Oh, well, though: we’re all lifelong learners, aren’t we?

Anyway, I think it was the following winter, when I had quit my job to stay at home with our firstborn, but was free-lancing, that USA Today called to assign me to go down to Louisville to cover a development in that story. I think one dad had cracked and was to be released from jail.

Well, with my head packed full of pro-government propaganda, ready to go down there and expose those church-school proponents as the cuckoos I just KNEW they were, I arranged child-care for my baby, and hopped into my car.

And then I proceeded to get high-centered on a pile of snow in the driveway . . . and never did get down there to cover the story. (Great Moments in Dignity. So much for the product of a public school, eh?)

Remember how harsh that winter was? About as cold and stinging as most Nebraskans’ view of unaccredited, unapproved church schools, I’d say. It’s a good thing I never made it down there, after all. I never have liked how USA Today glosses over complicated stories, and that would have been what I would have had to do, in 500 words or whatever they’d give me.

Plus I wouldn’t be happy, now, if I’d been among the pack of wolves who snarled and snapped at our fellow Americans who just wanted to run their church school and be left in peace . . . but the government couldn’t stand to yield them their freedom.

Because that’s what that story was really about: freedom of religion, and its essential twin, freedom of education. You can’t have one without the other. I think the bottom line about Louisville is that the State wants to control all education, including the private schools and homeschools. The more success that is found outside the State’s control, the less money and power will flow through the State. To them, that’s scary. To us, it should be exciting. And increasingly, I think people are waking up to that fact, that freedom in education is the way to go.

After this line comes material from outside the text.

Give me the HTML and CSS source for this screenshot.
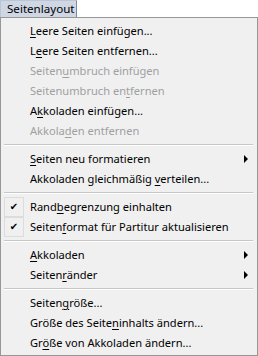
FILE: index.html
```html
<!DOCTYPE html>
<html lang="de">
<head>
    <meta charset="UTF-8">
    <title>Seitenlayout</title>
    <link rel="stylesheet" href="styles.css">
</head>
<body>

    <div class="menubar">
        <span class="menu-title">Seitenlayout</span>
    </div>

    <ul class="menu">
        <li class="item"><span class="label"><u>L</u>eere Seiten einfügen...</span></li>
        <li class="item"><span class="label">L<u>e</u>ere Seiten entfernen...</span></li>
        <li class="item disabled"><span class="label">Seiten<u>u</u>mbruch einfügen</span></li>
        <li class="item disabled"><span class="label">Seitenumbruch en<u>t</u>fernen</span></li>
        <li class="item"><span class="label">A<u>k</u>koladen einfügen...</span></li>
        <li class="item disabled"><span class="label">Akkola<u>d</u>en entfernen</span></li>
        <li class="sep"></li>
        <li class="item sub"><span class="label"><u>S</u>eiten neu formatieren</span></li>
        <li class="item"><span class="label">Akkoladen gleichmäßig <u>v</u>erteilen...</span></li>
        <li class="sep"></li>
        <li class="item checked"><span class="check">✔</span><span class="label">Rand<u>b</u>egrenzung einhalten</span></li>
        <li class="item checked"><span class="check">✔</span><span class="label">Seiten<u>f</u>ormat für Partitur aktualisieren</span></li>
        <li class="sep"></li>
        <li class="item sub"><span class="label"><u>A</u>kkoladen</span></li>
        <li class="item sub"><span class="label">Seiten<u>r</u>änder</span></li>
        <li class="sep"></li>
        <li class="item"><span class="label">Seiten<u>g</u>röße...</span></li>
        <li class="item"><span class="label">Größe des Seite<u>n</u>inhalts ändern...</span></li>
        <li class="item"><span class="label">Gr<u>ö</u>ße von Akkoladen ändern...</span></li>
    </ul>

</body>
</html>
```

FILE: styles.css
```css
body {
    margin: 0;
    padding: 0;
    background-color: #fff;
    font-family: "Noto Sans", "Open Sans", sans-serif;
    font-size: 11.1px;
    color: #000;
}

.menubar {
    height: 17px;
    display: flex;
}

.menu-title {
    box-sizing: border-box;
    width: 77px;
    height: 17px;
    padding-left: 6px;
    font-size: 11.6px;
    line-height: 16px;
    background-color: #cfd7e5;
    border: 1px solid #bcc5d3;
    border-right-color: #7f8aa0;
    border-bottom: none;
}

.menu {
    list-style: none;
    margin: 0;
    padding: 3px 0 2px;
    box-sizing: border-box;
    height: 339px;
    background-color: #f0f0f0;
    border: 1px solid #979797;
}

.item {
    position: relative;
    height: 20px;
    line-height: 20px;
    padding-left: 29px;
    white-space: nowrap;
}

.item u {
    text-underline-offset: 2px;
}

.disabled {
    color: #a0a0a0;
}

.sub::after {
    content: "";
    position: absolute;
    right: 9px;
    top: 6px;
    border-left: 4px solid #000;
    border-top: 4px solid transparent;
    border-bottom: 4px solid transparent;
}

.check {
    position: absolute;
    left: 3px;
    top: 0;
    width: 18px;
    height: 18px;
    line-height: 18px;
    text-align: center;
    font-family: "DejaVu Sans", sans-serif;
    font-size: 10px;
    border: 1px solid #dcdcdc;
    background-color: #f0f0f0;
}

.sep {
    height: 0;
    margin: 3px 4px 3px 3px;
    border-top: 1px solid #c6c6c6;
    border-bottom: 1px solid #fff;
}
```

I’m sad that Nebraska’s name was smeared by being the scene of such an assault on religious liberty. But I’m happy that, as far as I can tell, the vast majority of Nebraskans now believe that church schools should have to right to teach kids their way, in peace, above and beyond State control except for simple safety issues. And why? Because church schools are performing a ministry that outranks government, without receiving a cent of tax dollars, and by all accounts, like homeschoolers, church schools are doing a better job of educating kids than the public schools, which have voluminous regulations and heavy tax support, anyway.

Read more about Sileven and how all this fits together in a long article by respected education activist Samuel Blumenfeld:

http://www.sntp.net/education/no_return.htm

And next time you’re thinking of Nebraska heroes and Hall of Famers, think of the Rev. Everett Sileven. Sorry I didn’t ‘’get it’’ back then, Pastor. Hope to make it up to you, and meet you someday, in that totally unregulated, unaccredited place . . . where The Roll is Called Up Yonder.